Il est alors impératif pour elles de former opposition, car bien que peu de gens le savent, cette opposition sera toujours possible dans un délai d’un mois à compter de la mesure d’exécution, si la personne ne s'est pas vue remettre personnellement avant cela et par ici de justice l’ordonnance rendue à son encontre.


En revanche, si la personne laisse passé le délai d'un mois en question, l'ordonnance deviendra définitive...


Quelle solution sera apportée au litige ?


Le débiteur va habilement invoquer la prescription de la créance de l’établissement bancaire.

Le tribunal judiciaire d’Annecy n’a cependant pas fait droit à ce moyen de défense et a estimé qu’en l’absence d’opposition dans le délai d’un mois, l’ordonnance produisait tous les effets d’un jugement contradictoire sans qu’il y ait lieu de la signifier à nouveau pour la rendre exécutoire, de sorte qu’il s’agissait d’un titre exécutoire soumis à la prescription décennale de l’article L. 111-4 du code des procédures civiles d’exécution.


Grâce à cette interversion des délais de prescription, la créance de l’établissement bancaire était ainsi sauvée de l’écoulement du temps.

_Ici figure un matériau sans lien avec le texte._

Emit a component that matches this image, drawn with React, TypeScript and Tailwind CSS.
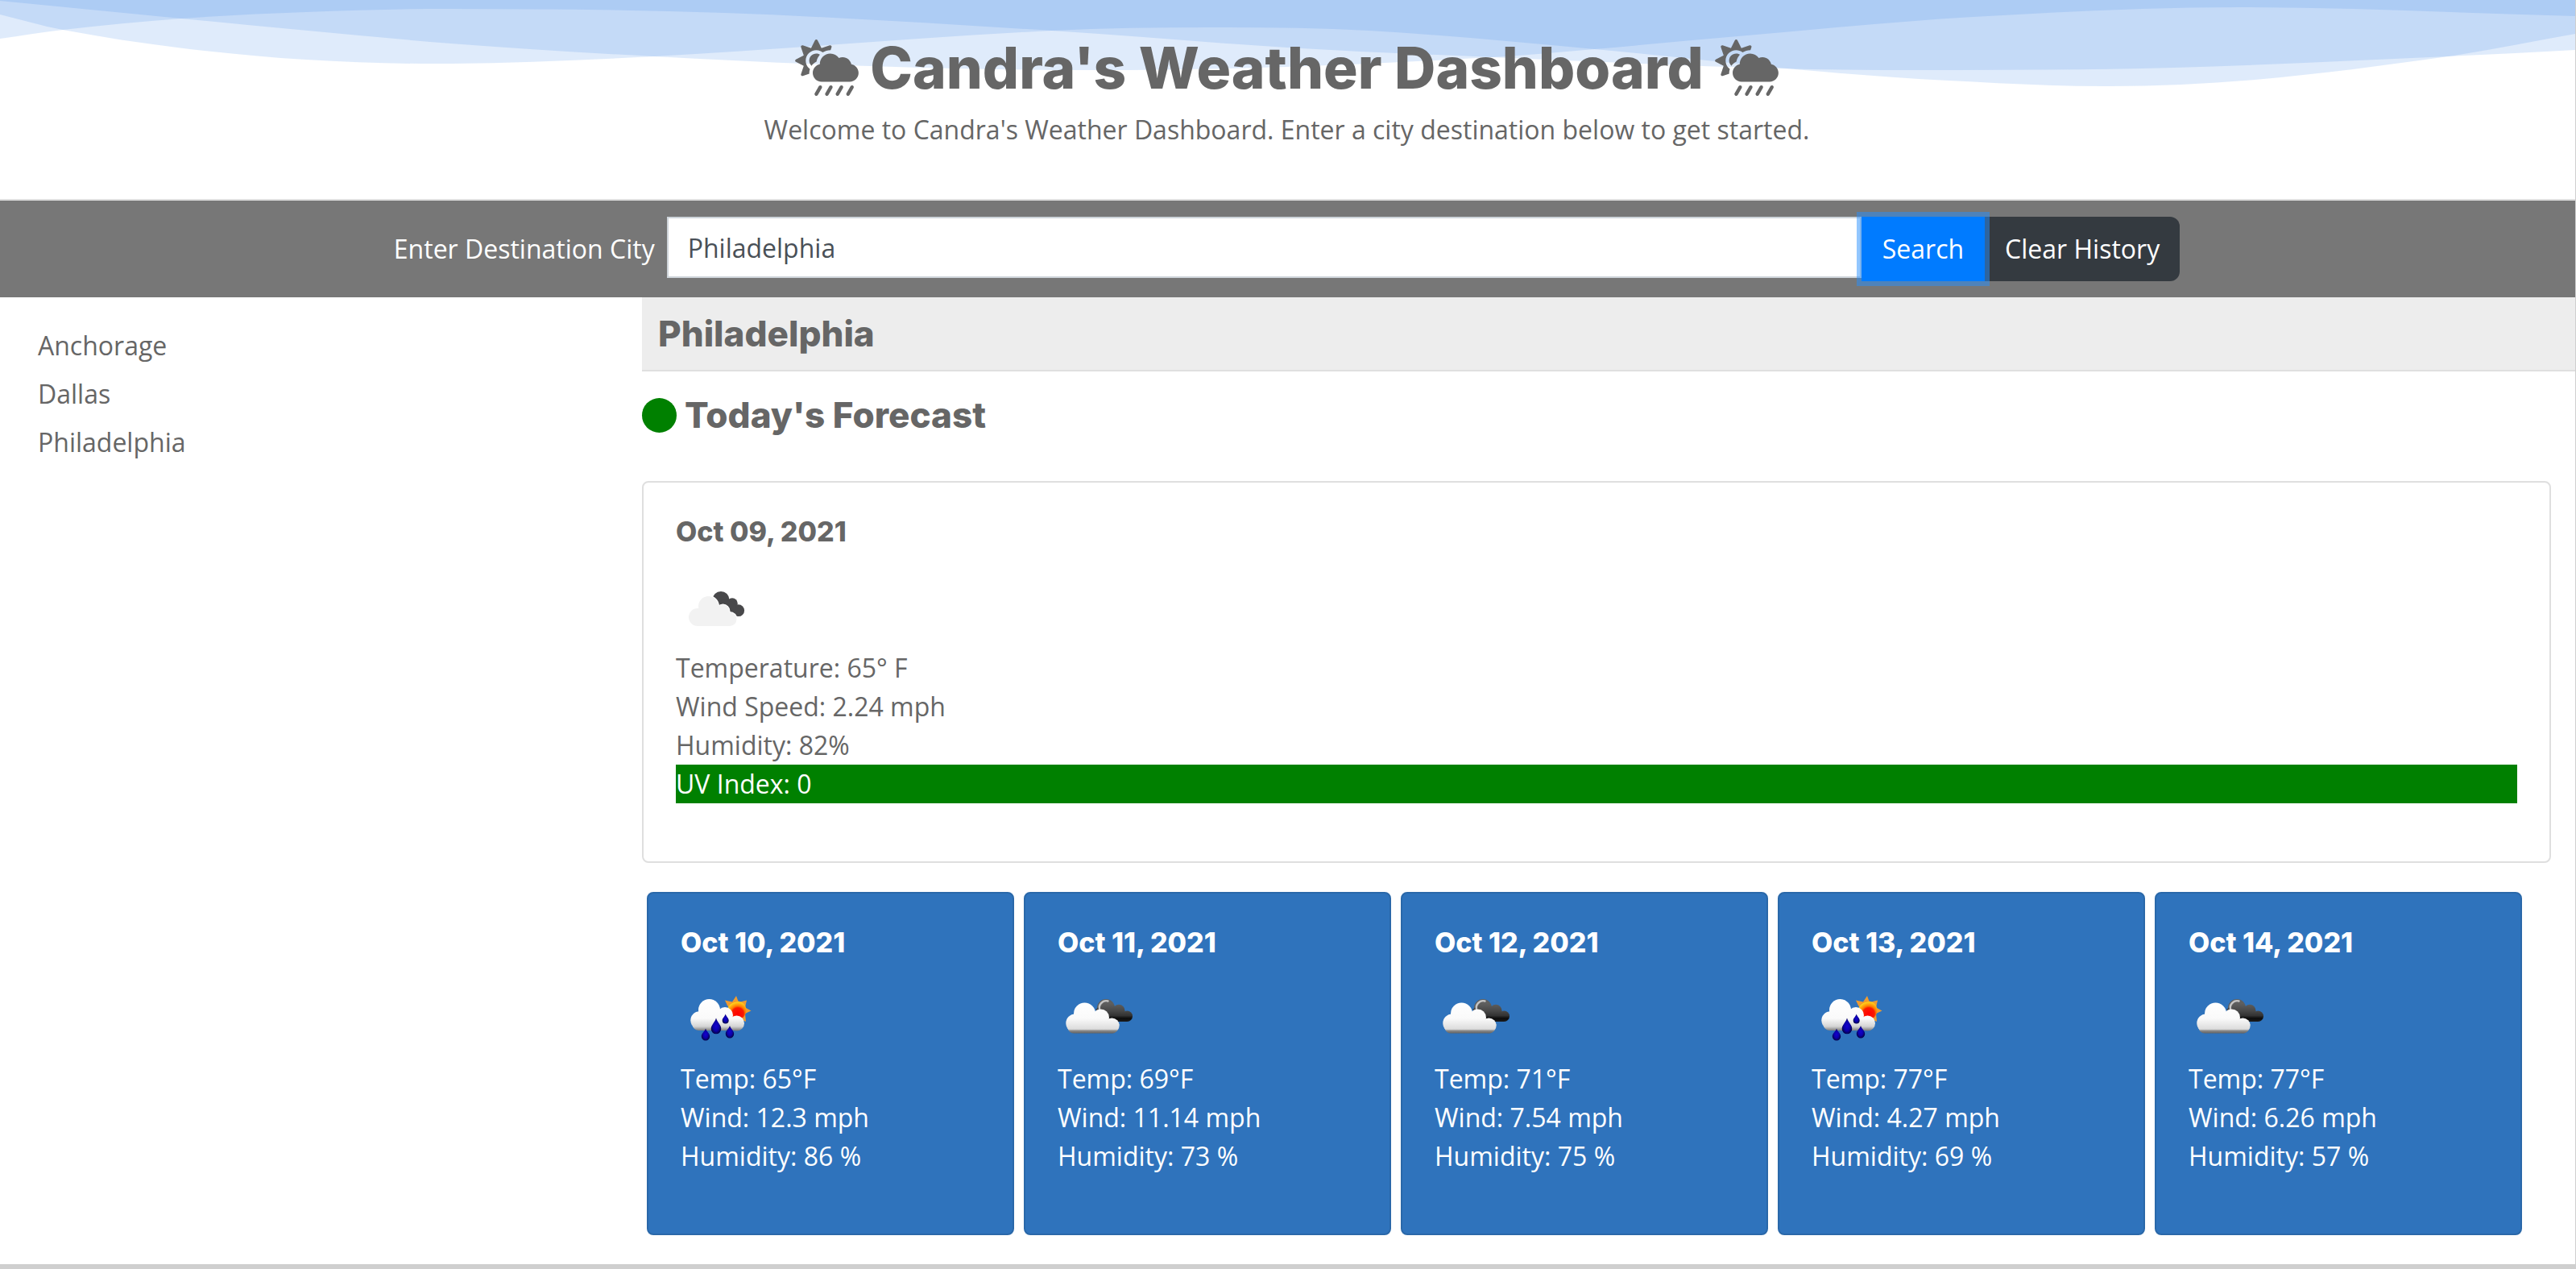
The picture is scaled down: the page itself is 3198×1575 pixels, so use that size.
import { useState } from "react";
import type { ReactNode } from "react";
import { FaCloudSunRain } from "react-icons/fa";

type Point = [number, number];

const WAVES: Point[][] = [
  [[0, 1], [225, 23], [560, 54], [812, 70], [1080, 82], [1350, 87], [1598, 83], [1853, 71], [1980, 61], [2158, 45], [2450, 21], [2780, 9], [3198, 20]],
  [[0, 48], [78, 37], [225, 23], [380, 15], [560, 11], [900, 16], [1306, 38], [1598, 59], [1853, 71], [2210, 85], [2430, 87], [2700, 84], [3040, 70], [3198, 62]],
  [[0, 18], [78, 37], [220, 59], [380, 74], [560, 79], [812, 70], [1306, 38], [1500, 34], [1700, 38], [1980, 61], [2240, 87], [2420, 100], [2620, 107], [2800, 99], [3040, 70], [3198, 42]],
];

/** Smooth path through the points, closed along the top edge. */
function wavePath(points: Point[]): string {
  let d = `M0 0L${points[0][0]} ${points[0][1]}`;
  for (let i = 0; i < points.length - 1; i++) {
    const p0 = points[Math.max(i - 1, 0)];
    const p1 = points[i];
    const p2 = points[i + 1];
    const p3 = points[Math.min(i + 2, points.length - 1)];
    const dx = (p2[0] - p1[0]) / 3;
    const m1 = (p2[1] - p0[1]) / (p2[0] - p0[0]);
    const m2 = (p3[1] - p1[1]) / (p3[0] - p1[0]);
    d += `C${p1[0] + dx} ${p1[1] + m1 * dx} ${p2[0] - dx} ${p2[1] - m2 * dx} ${p2[0]} ${p2[1]}`;
  }
  return d + "V0Z";
}

function Waves() {
  return (
    <svg className="absolute inset-x-0 top-0 h-[110px] w-full" viewBox="0 0 3198 110" preserveAspectRatio="none" aria-hidden="true">
      {WAVES.map((w, i) => (
        <path key={i} d={wavePath(w)} fill="#3785e4" fillOpacity={0.16} />
      ))}
    </svg>
  );
}

function FlatClouds() {
  return (
    <svg className="size-[100px]" viewBox="0 0 100 100" aria-hidden="true">
      <g fill="#48484a">
        <circle cx="56" cy="39.5" r="10.5" />
        <circle cx="70" cy="44" r="6.8" />
        <circle cx="77.7" cy="52.7" r="7.4" />
        <path d="M56 38l14 4 8 10-4 7-14-3z" />
      </g>
      <g fill="#fff" stroke="#fff" strokeWidth="2">
        <circle cx="40.5" cy="47.5" r="12.5" />
        <circle cx="58.5" cy="53.5" r="8" />
        <circle cx="67" cy="63.5" r="8.5" />
      </g>
      <g fill="#f2f2f2">
        <circle cx="27" cy="61" r="11" />
        <circle cx="40.5" cy="47.5" r="12.5" />
        <circle cx="58" cy="54" r="8.5" />
        <circle cx="67" cy="63.5" r="8.5" />
        <path d="M27 72V50h12l15 0 13 8v14z" />
      </g>
    </svg>
  );
}

function GlossyClouds({ id }: { id: string }) {
  return (
    <svg className="size-[100px]" viewBox="0 0 100 100" aria-hidden="true">
      <defs>
        <linearGradient id={`${id}-w`} gradientUnits="userSpaceOnUse" x1="0" y1="30" x2="0" y2="68">
          <stop offset="0" stopColor="#fff" />
          <stop offset="0.5" stopColor="#fafafa" />
          <stop offset="0.85" stopColor="#dcdcdc" />
          <stop offset="0.9" stopColor="#8a8a8a" />
          <stop offset="1" stopColor="#5c5c5c" />
        </linearGradient>
        <linearGradient id={`${id}-d`} gradientUnits="userSpaceOnUse" x1="0" y1="26" x2="0" y2="53">
          <stop offset="0" stopColor="#6a6a6a" />
          <stop offset="0.5" stopColor="#484848" />
          <stop offset="0.72" stopColor="#333" />
          <stop offset="0.85" stopColor="#0c0c0c" />
          <stop offset="1" stopColor="#1c1c1c" />
        </linearGradient>
      </defs>
      <circle cx="60" cy="36" r="11" fill="#5e5e5e" />
      <path d="M47 38l4-3 2 8z" fill="#444" />
      <path d="M52.5 39a8.5 8.5 0 0 1 10-11.5" fill="none" stroke="#c4c4c4" strokeWidth="2.4" strokeLinecap="round" />
      <g fill={`url(#${id}-d)`}>
        <circle cx="62.5" cy="38.5" r="9.5" />
        <circle cx="76" cy="39.2" r="7.5" />
        <circle cx="86.3" cy="46.3" r="6.7" />
        <path d="M58 40h18l10 4v9H62z" />
      </g>
      <g fill={`url(#${id}-w)`}>
        <circle cx="21.8" cy="55" r="11.5" />
        <circle cx="33.5" cy="43" r="13.5" />
        <circle cx="53.5" cy="48" r="10.5" />
        <circle cx="67.3" cy="57.8" r="9.4" />
        <path d="M17 50L33 42l20 4 14 8 7 8c0 4-4 5.600-7 5.600H20c-4 0-7-3-8-8z" />
      </g>
    </svg>
  );
}

function SunRain({ id }: { id: string }) {
  return (
    <svg className="size-[100px]" viewBox="0 0 100 100" aria-hidden="true">
      <defs>
        <linearGradient id={`${id}-c`} gradientUnits="userSpaceOnUse" x1="0" y1="25" x2="0" y2="65">
          <stop offset="0" stopColor="#fff" />
          <stop offset="0.6" stopColor="#fafafa" />
          <stop offset="0.85" stopColor="#d4d4d4" />
          <stop offset="1" stopColor="#6e6e6e" />
        </linearGradient>
        <radialGradient id={`${id}-s`} gradientUnits="userSpaceOnUse" cx="71" cy="43" r="15">
          <stop offset="0" stopColor="#f00" />
          <stop offset="0.48" stopColor="#fb1a00" />
          <stop offset="0.62" stopColor="#ff7a00" />
          <stop offset="0.95" stopColor="#ffd21c" />
          <stop offset="1" stopColor="#f59a20" />
        </radialGradient>
        <radialGradient id={`${id}-r`}>
          <stop offset="0" stopColor="#1400d2" />
          <stop offset="0.6" stopColor="#0b00a8" />
          <stop offset="1" stopColor="#04004e" />
        </radialGradient>
      </defs>
      <path
        d="M69 21l3 8 10-2.500-2 9 7.500 4-7.500 3.500 1 10-9-4-14-16-3-6.500 9 2z"
        fill="#f09c30"
      />
      <circle cx="70" cy="39" r="11.500" fill={`url(#${id}-s)`} />
      <g fill={`url(#${id}-c)`}>
        <circle cx="23.500" cy="51.500" r="11.200" />
        <circle cx="35.500" cy="38.500" r="13.500" />
        <circle cx="55" cy="45" r="10" />
        <circle cx="69.500" cy="55" r="9.500" />
        <path d="M23 40l12-2 20 6 14 9v11H24c-4 0-7-1-9-5z" />
      </g>
      <g fill={`url(#${id}-r)`}>
        <path d="M44 48.500C45.500 54 50.300 57 50.300 62a6.300 6.300 0 0 1-12.600 0C37.700 57 42.500 54 44 48.500z" />
        <path d="M55.700 43.500c1 3.500 4 5 4 8a4 4 0 0 1-8 0c0-3 3-4.500 4-8z" />
        <path d="M31 61.500c1.200 4 5.200 6 5.200 9.700a5.200 5.200 0 0 1-10.400 0c0-3.700 4-5.700 5.200-9.700z" />
        <path d="M61 58c1.200 4 5.200 6 5.200 10.300a5.200 5.200 0 0 1-10.400 0C55.800 64 59.800 62 61 58z" />
      </g>
    </svg>
  );
}

const FORECAST = [
  { date: "Oct 10, 2021", icon: "rain", temp: "65", wind: "12.3", humidity: "86" },
  { date: "Oct 11, 2021", icon: "clouds", temp: "69", wind: "11.14", humidity: "73" },
  { date: "Oct 12, 2021", icon: "clouds", temp: "71", wind: "7.54", humidity: "75" },
  { date: "Oct 13, 2021", icon: "rain", temp: "77", wind: "4.27", humidity: "69" },
  { date: "Oct 14, 2021", icon: "clouds", temp: "77", wind: "6.26", humidity: "57" },
];

function Card({ date, icon, className, children }: { date: string; icon: ReactNode; className: string; children: ReactNode }) {
  return (
    <article className={`rounded-lg border-2 px-10 pt-10 pb-[72px] ${className}`}>
      <h3 className="mb-6 font-[Inter,sans-serif] text-[34px] leading-[42px] font-extrabold">{date}</h3>
      {icon}
      {children}
    </article>
  );
}

export default function App() {
  const [city, setCity] = useState("Philadelphia");

  return (
    <div className="border-r border-b-[6px] border-[#cfcfcf] bg-white font-['Open_Sans',sans-serif] text-[32px] leading-[48px] text-[#666]">
      <header className="relative border-b-2 border-[#dfdfdf] pt-10 pr-0.5 pb-[62px] text-center">
        <Waves />
        <div className="relative">
          <h1 className="mb-[9px] flex items-center justify-center gap-3.5 font-[Inter,sans-serif] text-[71px] leading-[88px] font-extrabold">
            <FaCloudSunRain aria-hidden="true" className="h-[70px] w-[79px]" />
            Candra's Weather Dashboard
            <FaCloudSunRain aria-hidden="true" className="h-[70px] w-[79px]" />
          </h1>
          <p>Welcome to Candra's Weather Dashboard. Enter a city destination below to get started.</p>
        </div>
      </header>

      <div className="bg-[#777] py-5 pr-0.5 text-white">
        <form className="mx-auto flex w-[69.4%] items-start" onSubmit={(e) => e.preventDefault()}>
          <label htmlFor="city" className="mr-[15px] leading-[80px]">
            Enter Destination City
          </label>
          <input
            id="city"
            type="text"
            value={city}
            onChange={(e) => setCity(e.target.value)}
            className="h-[76px] min-w-0 flex-1 border-2 border-[#ced4da] bg-white px-6 text-[#495057] outline-none"
          />
          <button type="submit" className="relative z-10 h-20 bg-[#007bff] px-[26px] ring-[6px] ring-[#268fff]/50">
            Search
          </button>
          <button type="button" className="h-20 rounded-r-xl bg-[#343a40] px-[25px]">
            Clear History
          </button>
        </form>
      </div>

      <div className="flex">
        <nav aria-label="Search history" className="w-[24.93%] pt-[30px]">
          <ul className="pl-[47px]">
            {["Anchorage", "Dallas", "Philadelphia"].map((name) => (
              <li key={name} className="py-1.5">
                <a href={`#${name}`}>{name}</a>
              </li>
            ))}
          </ul>
        </nav>

        <main className="min-w-0 flex-1 pb-9">
          <h2 className="border-b-2 border-[#dfdfdf] bg-[#ededed] px-5 font-[Inter,sans-serif] text-[44px] leading-[90px] font-extrabold">
            Philadelphia
          </h2>
          <h2 className="mt-6 mb-[52px] flex items-center gap-2.5 font-[Inter,sans-serif] text-[44px] leading-[60px] font-extrabold">
            <span className="size-[43px] rounded-full bg-[#008000]" />
            Today's Forecast
          </h2>

          <Card date="Oct 09, 2021" icon={<FlatClouds />} className="mr-[30px] border-[#dfdfdf]">
            <p>Temperature: 65° F</p>
            <p>Wind Speed: 2.24 mph</p>
            <p>Humidity: 82%</p>
            <p className="bg-[#008000] text-white">UV Index: 0</p>
          </Card>

          <section aria-label="Five day forecast" className="mt-9 mr-[66px] ml-1.5 grid grid-cols-5 gap-3">
            {FORECAST.map((day, i) => (
              <Card
                key={day.date}
                date={day.date}
                icon={day.icon === "rain" ? <SunRain id={`day${i}`} /> : <GlossyClouds id={`day${i}`} />}
                className="border-[#2a68a9] bg-[#2f73bc] text-white"
              >
                <p>Temp: {day.temp}°F</p>
                <p>Wind: {day.wind} mph</p>
                <p>Humidity: {day.humidity} %</p>
              </Card>
            ))}
          </section>
        </main>
      </div>
    </div>
  );
}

La Cour de cassation n’a pas partagé cette manière de voir les choses.

Elle va censurer le jugement après avoir relevé d’office que :


« l’opposition régulièrement formée ayant pour effet de saisir le tribunal de la demande du créancier et de l’ensemble du litige sur lequel il est statué par un jugement qui se substitue à l’injonction de payer, les dispositions de l’article L. 111-4 du code des procédures civiles d’exécution, relatives au délai d’exécution des titres exécutoires, n’étaient pas applicables à la prescription de la créance de la banque ».

La prescription est donc acquise au débiteur, qui n’aura pas à rembourser l’établissement de crédit, lequel a trop tardé pour faire exécuter l’Ordonnance en injonction de payer dont il disposait.

Cette position vient protéger les personnes faisant l’objet d’Ordonnances en injonction de payer, en rappelant qu’il ne s’agit pas de titres exécutoires assimilables à des jugements.